El cacique miró a aquel joven, de largo cabello negro, en vaqueros y sin camiseta. No quería admitirlo, pero una parte de su ser sabía que tenía razón. Había interferido en el orden natural de las cosas y ahora el precio era pagado con sangre. Dio un suspiro, y asintió con la cabeza.

—Dile a los demás que te ayuden a preparar los rituales funerarios. Yo debo retirarme, a preparar mi espíritu para darle lugar a él. Será esta noche —dijo.



*****



El día transcurrió con total normalidad, al menos para el trío conformado por Ryan, Molly y el pequeño Jake. Cenaron una pata de pollo cada uno, acompañado con un puré de calabaza, y luego cada uno se retiró a dormir. Ryan fue quien se durmió primero, recostado en su sillón y con el teléfono celular en la mano, agotado de revisar viejas imágenes y buscar algún dato, por mínimo que fuese. Molly, por su parte, se cercioró de que Jake estuviera dormido y en calma antes de ir a su dormitorio, apagando todas las luces de la casa por el camino.

Parecía ser una noche más, si no fuera porque durante toda la tarde de aquel día, el viejo cacique de la reserva Arapahoe había empleado toda su energía y sus conocimientos ancestrales en un ritual potente, a la vez que peligroso. Se había despojado de toda su humanidad, de lo más profundo de su ser, desplazando su propia alma a un lado para permitir que la oscura entidad de Nawathenna ingresara en él, adueñándose de su voluntad. Entendía que solo así podría salvar la vida de los pocos habitantes de su tribu que aún respiraban, y aunque no tenía certezas de que aquella criatura fuera a "soltarle" —por decirlo de alguna manera— sano y salvo, lo cierto era que ya había vivido demasiado. No tenía nada que perder, al contrario de los miembros más jóvenes de la comunidad.

Poco después de la caída del sol, y en completo control de Nawathenna, había salido de la reserva a pie, caminando incansable hacia la casa de Molly. Sabía donde estaba, podía sentir al niño como si lo estuviera viendo a lo lejos.
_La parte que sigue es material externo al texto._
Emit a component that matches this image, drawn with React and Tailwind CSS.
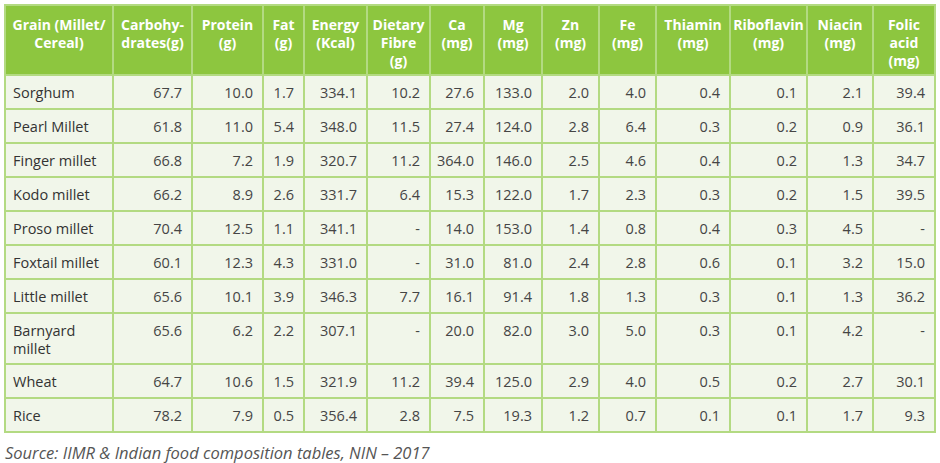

Aquella sangre joven fluyendo por sus venas, cada latido de su corazón, todo repiqueteaba en la voluntad de Nawathenna como la brisa del viento en la piel del anciano que, con la mirada perdida hacia adelante, no cesaba de caminar. Por fin, en cuanto llegó a la casa, sonrió, al darse cuenta que todos estaban dormidos debido a que no había una sola luz encendida que pudiera verse.

Se detuvo frente a la puerta, y entonces cerró los ojos. Su mente se desplazó hacia los alrededores, buscando algún huésped momentáneo que poder usar. Fue así como encontró, a poco más de cien metros de su posición, un pinzón que dormía plácidamente en su refugio, escondido tras las gruesas ramas de una palmera. Entrar en su diminuto cuerpecito no fue difícil, a fin de cuentas, podía dominar cualquier animal que se le antojara, por lo que lo despertó y emprendió el vuelo rasante hacia la casa, buscando la ventana que estuviera directamente en el cuarto del niño. Cuando la encontró, se acercó hacia ella esperando tocar el cristal con su pico, pero en lugar de eso, ingresó a la habitación limpiamente, ya que estaba abierta.

Se posó entonces en la cabecera de la cama, y miró al niño dormido. Abrió el pico y trinó un par de veces, lo suficiente para despertarlo, y en cuanto los ojos de Jake se posaron en el pájaro, Nawathenna tomó poder de su conciencia como quien arranca una manzana de un árbol. El pinzón revoloteó atontado al sentirse liberado de su control, y cayó muerto encima de la alfombra del suelo, junto a la cama. Jake dio vuelta los ojos, poniéndolos en blanco, y luego de un espasmo, volvió a mirar hacia el frente. Sin decir una sola palabra apartó las mantas, se vistió, y salió por la ventana, rodeando la casa hasta encontrarse con el cacique, de pie frente a la puerta y con los ojos cerrados.

En aquel momento, la entidad volvió a tomar el control del anciano, dejando un pequeño rastro de su voluntad en el niño, lo suficiente como para que no despertase y empezara a gritar, alertando a todos. Lo tomó de la mano, y girando sobre sus pies, ambos comenzaron a caminar por la acera desierta a esas horas, rumbo al bosque.